Ende August 1991. Die neunjährige Nicola steht mit ihrem Fahrrad an einer Ampel in der Hamburger Stresemannstraße. Sie ist auf dem Weg nach Haus. Rush-hour auf Hamburgs wichtigster Verkehrsader, der „giftigsten Straße Deutschlands“. Mehr als 60.000 Fahrzeuge brettern täglich durch das Wohngebiet in St.AKZENT F1Pauli, davon 6.000 LKWs auf vier Spuren. Die Ampel springt auf Grün, Nicola tritt in die Pedale. Den Vierzigtonner, der bei Rot über die Ampel donnert, sieht sie nicht. Sie stirbt noch an der Unfallstelle. Erst fünfzig Meter weiter kann der Fahrer den Sattelschlepper stoppen. Der 25jährige Dresdener versucht zu flüchten.

Unfall? Normalfall. Ein Blutopfer, das allein in der Bundesrepublik jährlich zigtausendfach gebracht wird. Verkehrssicherheit dient dem Bundesverkehrsminister dazu, den „Freiraum in der mobilen Gesellschaft“ zu erhalten. Die Kirchen formulierten es 1987 theologisch: „Der Straßenverkehr ist eins der wichtigsten Entfaltungsmittel menschlichen Lebens.“ Blutzoll – dem automobilen Leben zuliebe, an dem die meisten teilhaben und profitieren, den die meisten hinnehmen, wie einen notwendigen Tribut an moderne Götter und die vaterländische Wirtschaft.

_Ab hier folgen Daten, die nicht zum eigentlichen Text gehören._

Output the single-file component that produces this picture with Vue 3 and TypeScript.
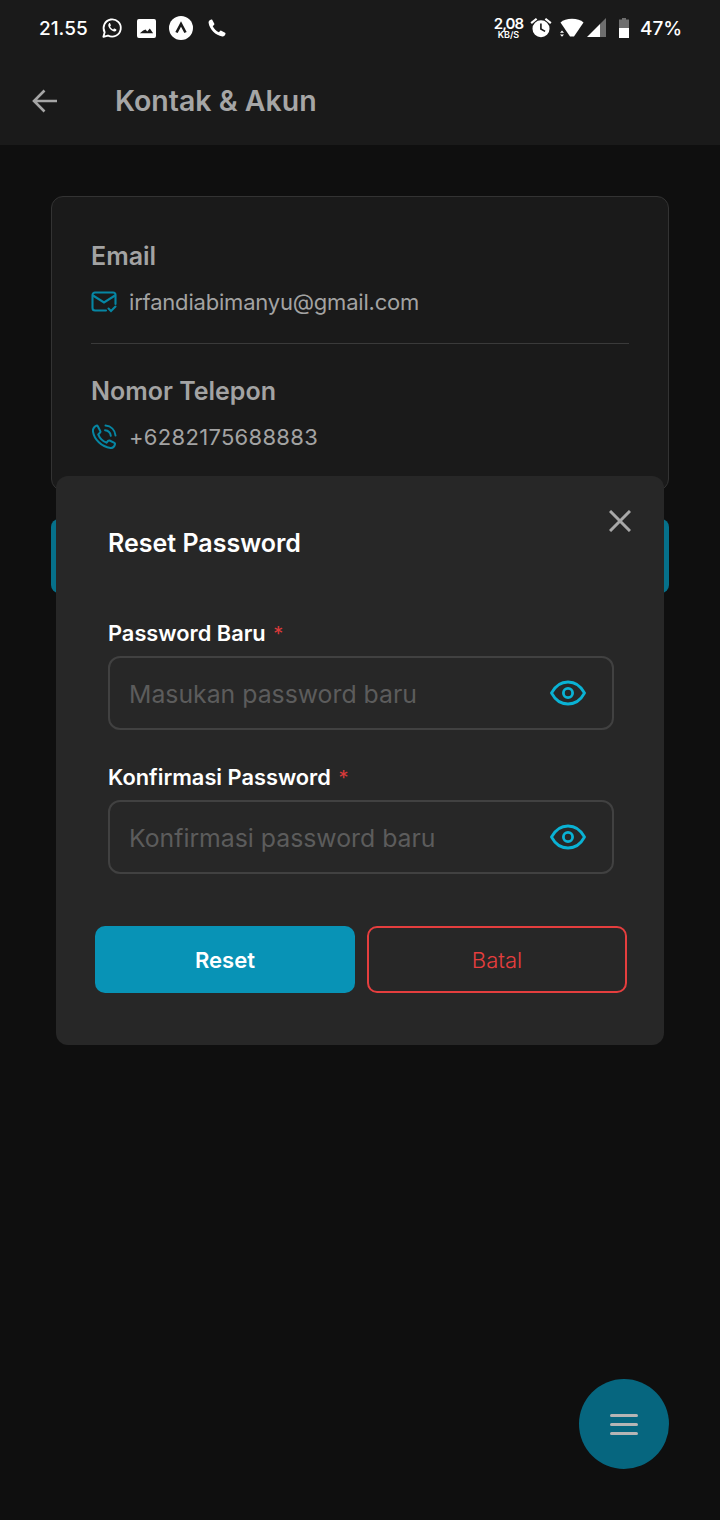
<script setup lang="ts">
import { ref } from 'vue'

const newPassword = ref('')
const confirmPassword = ref('')
</script>

<template>
  <div class="screen">
    <header class="header">
      <div class="status-bar">
        <div class="status-left">
          <span class="clock">21.55</span>
          <svg class="s-wa" viewBox="0 0 24 24" width="22" height="22" fill="none">
            <path d="M2.6 21.6l1.4-5A9.4 9.4 0 1 1 7.6 20.2z" stroke="#fff" stroke-width="2" stroke-linejoin="round" />
            <path d="M8.8 7.2c-.9.8-1.1 2-.5 3.4 1 2.3 2.900 4.100 5.300 5 1.300.5 2.500.1 3.100-.9.300-.5.200-1-.3-1.300l-1.500-.8c-.4-.2-.7-.1-1 .2l-.6.7c-1.500-.6-2.700-1.700-3.400-3.200l.6-.6c.3-.3.300-.6.200-1l-.7-1.500c-.2-.5-.4-.6-.7-.6h-.5z" fill="#fff" />
          </svg>
          <svg class="s-img" viewBox="0 0 20 20" width="19" height="19">
            <path fill="#fff" fill-rule="evenodd" d="M2 0h16a2 2 0 0 1 2 2v16a2 2 0 0 1-2 2H2a2 2 0 0 1-2-2V2a2 2 0 0 1 2-2zm1 15h14l-3.500-5-2.700 3.200L9 11l-2.500 1.200z" />
          </svg>
          <svg class="s-app" viewBox="0 0 24 24" width="24" height="24">
            <circle cx="12" cy="12" r="12" fill="#fff" />
            <path d="M7.500 16.500L12 8l4.500 8.500" fill="none" stroke="#1a1a1a" stroke-width="2.600" />
          </svg>
          <svg class="s-call" viewBox="0 0 24 24" width="20" height="20">
            <path fill="#fff" d="M6.400 2.300l2.400 4.600c.2.400.1.800-.2 1.100L6.900 9.800c1.400 3 4.300 5.900 7.300 7.300l1.800-1.700c.3-.3.700-.4 1.100-.2l4.600 2.400c.5.200.7.700.5 1.200-.6 2.200-2 3.600-3.900 3.300C10.400 21 3 13.600 1.900 5.700 1.600 3.800 3 2.400 5.200 1.800c.5-.2 1 0 1.200.5z" />
          </svg>
        </div>
        <div class="status-right">
          <div class="speed"><span class="speed-num">2,08</span><span class="speed-unit">KB/S</span></div>
          <svg class="s-alarm" viewBox="0 0 24 24" width="22" height="22">
            <path fill="#fff" fill-rule="evenodd" d="M12 3.500a9.300 9.300 0 1 1 0 18.600 9.300 9.300 0 0 1 0-18.600zM11 7v6.500l5 2.900.9-1.400-4.100-2.400V7z" />
            <path fill="#fff" d="M6.500 1L.5 5.800 2 7.600l6-4.800zM17.500 1l6 4.800-1.500 1.800-6-4.800z" />
          </svg>
          <svg class="s-wifi" viewBox="0 0 26 20" width="26" height="20">
            <path fill="#fff" d="M1.500 4.500C4.200 2 8 .8 13 .8s8.800 1.200 11.500 3.700L15 18.500h-4z" />
            <path fill="#fff" d="M3 12.500l2 2.300H1zM1 16.500h4l-2 2.300z" />
          </svg>
          <svg class="s-signal" viewBox="0 0 20 20" width="20" height="20">
            <path fill="#fff" d="M0 19L13 6v13z" />
            <path fill="#6e6e6e" d="M13 6l6-6v19h-6z" />
          </svg>
          <svg class="s-battery" viewBox="0 0 10 20" width="10" height="20">
            <path fill="#6e6e6e" d="M3 0h4v1.500h3V10H0V1.500h3z" />
            <path fill="#fff" d="M0 10h10v10H0z" />
          </svg>
          <span class="pct">47%</span>
        </div>
      </div>
      <div class="toolbar">
        <svg class="back" viewBox="0 0 26 26" width="26" height="26" fill="none">
          <path d="M25 13H2M12.500 2.500L2 13l10.500 10.500" stroke="#a6a6a6" stroke-width="2.600" />
        </svg>
        <h1 class="title">Kontak &amp; Akun</h1>
      </div>
    </header>

    <main class="content">
      <section class="card">
        <div class="info-row with-line">
          <div class="info-label">Email</div>
          <div class="info-value email">
            <svg viewBox="0 0 26 22" width="26" height="22" fill="none">
              <path d="M15 19.500H4a2.500 2.500 0 0 1-2.500-2.500V4A2.500 2.500 0 0 1 4 1.500h18A2.500 2.500 0 0 1 24.500 4v9" stroke="#0686a3" stroke-width="2.100" stroke-linecap="round" />
              <path d="M2 4.500l11 7 11-7" stroke="#0686a3" stroke-width="2.100" />
              <path d="M17.500 17.500l2.500 2.500 4.500-4.500" stroke="#0686a3" stroke-width="2.100" stroke-linecap="round" />
            </svg>
            <span>irfandiabimanyu@gmail.com</span>
          </div>
        </div>
        <div class="info-row phone">
          <div class="info-label">Nomor Telepon</div>
          <div class="info-value">
            <svg viewBox="0 0 26 26" width="26" height="26" fill="none">
              <path d="M6.800 2.200l2.600 5c.3.500.1 1-.3 1.400L7.200 10.400c1.400 3.500 4.600 6.800 8.200 8.300l1.800-1.900c.4-.4.900-.5 1.400-.3l4.800 2.400c.6.300.8.800.6 1.400-.6 2.400-2.200 4-4.600 3.600C10.500 22.800 3.200 15.500 2 7.600 1.600 5 3 3 5.400 1.700c.6-.2 1.100 0 1.400.5z" stroke="#0686a3" stroke-width="2" stroke-linejoin="round" />
              <path d="M14 6.200c3.200.3 5.400 2.500 5.800 5.600M14.500 1.500c5.500.5 9.500 4.400 10 10" stroke="#0686a3" stroke-width="2" stroke-linecap="round" />
            </svg>
            <span>+6282175688883</span>
          </div>
        </div>
      </section>
      <div class="behind-btn"></div>
    </main>

    <div class="modal">
      <div class="modal-head">
        <h2 class="modal-title">Reset Password</h2>
        <svg class="close" viewBox="0 0 22 22" width="22" height="22" fill="none">
          <path d="M1 1l20 20M21 1L1 21" stroke="#a8a8a8" stroke-width="3" />
        </svg>
      </div>
      <div class="modal-body">
        <label class="field">
          <span class="field-label">Password Baru <em>*</em></span>
          <span class="input-box">
            <input v-model="newPassword" type="password" placeholder="Masukan password baru" />
            <svg viewBox="0 0 36 26" width="36" height="26" fill="none">
              <path d="M1.500 13C5.500 5.500 11 2 18 2s12.500 3.500 16.500 11C30.500 20.500 25 24 18 24S5.500 20.500 1.500 13z" stroke="#0ab2d4" stroke-width="2.800" stroke-linejoin="round" />
              <circle cx="18" cy="13" r="4.600" stroke="#0ab2d4" stroke-width="2.800" />
            </svg>
          </span>
        </label>
        <label class="field">
          <span class="field-label">Konfirmasi Password <em>*</em></span>
          <span class="input-box">
            <input v-model="confirmPassword" type="password" placeholder="Konfirmasi password baru" />
            <svg viewBox="0 0 36 26" width="36" height="26" fill="none">
              <path d="M1.500 13C5.500 5.500 11 2 18 2s12.500 3.500 16.500 11C30.500 20.500 25 24 18 24S5.500 20.500 1.500 13z" stroke="#0ab2d4" stroke-width="2.800" stroke-linejoin="round" />
              <circle cx="18" cy="13" r="4.600" stroke="#0ab2d4" stroke-width="2.800" />
            </svg>
          </span>
        </label>
      </div>
      <div class="modal-actions">
        <button class="btn btn-reset" type="button">Reset</button>
        <button class="btn btn-cancel" type="button">Batal</button>
      </div>
    </div>

    <button class="fab" type="button" aria-label="Menu">
      <span></span><span></span><span></span>
    </button>
  </div>
</template>

<style scoped>
.screen {
  position: relative;
  width: 720px;
  height: 1520px;
  overflow: hidden;
  background: #0f0f0f;
  font-family: Inter, "Noto Sans", sans-serif;
  display: flex;
  flex-direction: column;
}

.header {
  height: 145px;
  background: #1a1a1a;
  flex-shrink: 0;
}

.status-bar {
  height: 56px;
  padding: 0 40px 0 39px;
  display: flex;
  align-items: center;
  justify-content: space-between;
  color: #fff;
}

.status-left,
.status-right {
  display: flex;
  align-items: center;
}

.clock {
  font-size: 19px;
  font-weight: 500;
  margin-right: 13px;
}

.s-img {
  margin-left: 14px;
}

.s-app {
  margin-left: 13px;
}

.s-call {
  margin-left: 14px;
}

.speed {
  display: flex;
  flex-direction: column;
  align-items: center;
  margin-right: 7px;
}

.speed-num {
  font-size: 15px;
  font-weight: 600;
  line-height: 13px;
  letter-spacing: -1px;
}

.speed-unit {
  font-size: 9px;
  font-weight: 600;
  line-height: 9px;
}

.s-wifi {
  margin-left: 7px;
}

.s-signal {
  margin-left: 2px;
}

.s-battery {
  margin-left: 12px;
}

.pct {
  font-size: 19px;
  font-weight: 500;
  margin-left: 11px;
  width: 40px;
}

.toolbar {
  height: 89px;
  padding: 0 0 0 32px;
  display: flex;
  align-items: center;
}

.title {
  margin: 0 0 0 57px;
  font-size: 28.5px;
  font-weight: 600;
  color: #a6a6a6;
}

.content {
  padding: 51px 51px 0;
  display: flex;
  flex-direction: column;
  gap: 28px;
}

.card {
  height: 295px;
  box-sizing: border-box;
  background: #1a1a1a;
  border: 1px solid #333;
  border-radius: 12px;
  padding: 41px 39px 0;
}

.with-line {
  height: 105px;
  border-bottom: 1px solid #3a3a3a;
}

.phone {
  padding-top: 29px;
}

.info-label {
  font-size: 25px;
  font-weight: 600;
  line-height: 36px;
  color: #a3a3a3;
}

.info-value {
  display: flex;
  align-items: center;
  gap: 12px;
  margin-top: 13px;
  height: 30px;
  font-size: 22px;
  letter-spacing: 0.3px;
  color: #a3a3a3;
}

.info-value.email {
  letter-spacing: -0.2px;
}

.behind-btn {
  height: 74px;
  border-radius: 8px;
  background: #06708a;
}

.modal {
  position: absolute;
  left: 56px;
  top: 476px;
  width: 608px;
  height: 569px;
  background: #272727;
  border-radius: 12px;
  display: flex;
  flex-direction: column;
}

.modal-head {
  height: 136px;
  padding: 0 33px 0 52px;
  display: flex;
  justify-content: space-between;
  align-items: flex-start;
}

.modal-title {
  margin: 52px 0 0;
  font-size: 25px;
  line-height: 30px;
  font-weight: 600;
  color: #fff;
}

.close {
  margin-top: 34px;
}

.modal-body {
  padding: 0 50px 0 52px;
  display: flex;
  flex-direction: column;
  gap: 26px;
}

.field {
  display: flex;
  flex-direction: column;
  gap: 8px;
}

.field-label {
  font-size: 21.8px;
  line-height: 30px;
  font-weight: 600;
  color: #fff;
  height: 30px;
  margin-top: 6px;
}

.field-label em {
  font-style: normal;
  font-size: 20px;
  font-weight: 400;
  color: #d93a3a;
  margin-left: 2px;
}

.input-box {
  height: 74px;
  box-sizing: border-box;
  border: 2px solid #414141;
  border-radius: 12px;
  display: flex;
  align-items: center;
  padding: 0 26px 0 19px;
}

.input-box input {
  flex: 1;
  min-width: 0;
  padding: 1px 0 0;
  background: none;
  border: none;
  outline: none;
  font-family: inherit;
  font-size: 24.8px;
  color: #fff;
}

.input-box input::placeholder {
  color: #5c5c5c;
  opacity: 1;
}

.modal-actions {
  margin-top: 52px;
  padding: 0 37px 0 39px;
  display: flex;
  gap: 12px;
}

.btn {
  flex: none;
  width: 260px;
  height: 67px;
  border-radius: 10px;
  font-family: inherit;
  font-size: 22px;
}

.btn-reset {
  border: none;
  background: #0893b6;
  color: #fff;
  font-weight: 600;
}

.btn-cancel {
  background: none;
  border: 2px solid #e53e3e;
  color: #e53e3e;
  font-weight: 300;
}

.fab {
  position: absolute;
  left: 579px;
  top: 1379px;
  width: 90px;
  height: 90px;
  padding: 0;
  border: none;
  border-radius: 50%;
  background: #06667f;
  display: flex;
  flex-direction: column;
  align-items: center;
  justify-content: center;
  gap: 6px;
}

.fab span {
  width: 28px;
  height: 3px;
  border-radius: 2px;
  background: #b5b5b5;
}
</style>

Nur manchmal scheint das Opfer zu groß, zu ungerecht. Nicolas Tod machte die Stresemannstraße mobil. Sie war das sechste Kind, das hier in den letzten Jahren zu Klump gefahren wurde. Frauen und Kinder in erster Linie fingen an, täglich die Ausfallstraße zu blockieren. Tempo 30! Verkehrsberuhigung! Verbannung des Schwerlastverkehrs! Ab 16 Uhr war St. Pauli ein Autofriedhof.

Kids setzten dem toten Mädchen jeden Tag neu ein ephemeres Denkmal: Barrikaden aus Müllcontainern und Bauschutt. Nachts wurden sie von der Polizei weggeräumt. Um die Freiheit der Andersdenkenden zu gewährleisten, wollte der Hamburger Innensenator das eigentlich mit Wasserwerfern und Schlagstöcken erledigen. Doch mit Gewalt gegen Kinder vorzugehen, erschien den Vätern bei der Polizei allzu barbarisch.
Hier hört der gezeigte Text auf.